The Numbers That Should End This Debate
Finance brands spending $50,000 on YouTube creator sponsorships convert at 3 to 5 times the rate of the same spend on TikTok. That's not a brand preference — it's what the conversion data shows after thousands of campaigns. The audience intent is simply different.
TikTok finance content reaches viewers who are curious. YouTube finance content reaches viewers who are actively doing something about their money. The buying stage is different, and the conversion rates reflect that.
This guide breaks down where each platform performs, which campaign goals fit which platform, and why most finance brands end up reallocating budget toward YouTube after running both.
Audience Intent: Where the Gap Actually Lives
TikTok finance content is discovery-driven.
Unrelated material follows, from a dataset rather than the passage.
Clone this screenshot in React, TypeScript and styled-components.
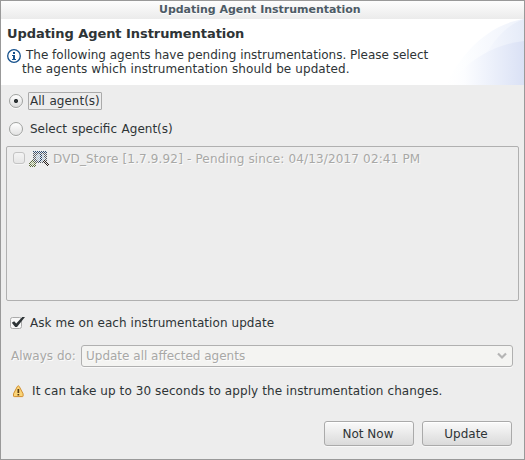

A viewer watching a 60-second video on passive income is learning the idea exists, not researching which broker to open an account with. That's useful for brand awareness, but it's not where purchases happen.
YouTube finance content is research-driven. A viewer watching a 15-minute deep dive on index funds has likely already decided they want to invest. They're comparing platforms, evaluating fees, looking for a reason to pick one. That's the moment where a mid-roll sponsor mention converts.
Finance brands selling high-consideration products — investing apps, tax software, personal loans, insurance — need the research phase. TikTok mostly misses it. YouTube catches it consistently.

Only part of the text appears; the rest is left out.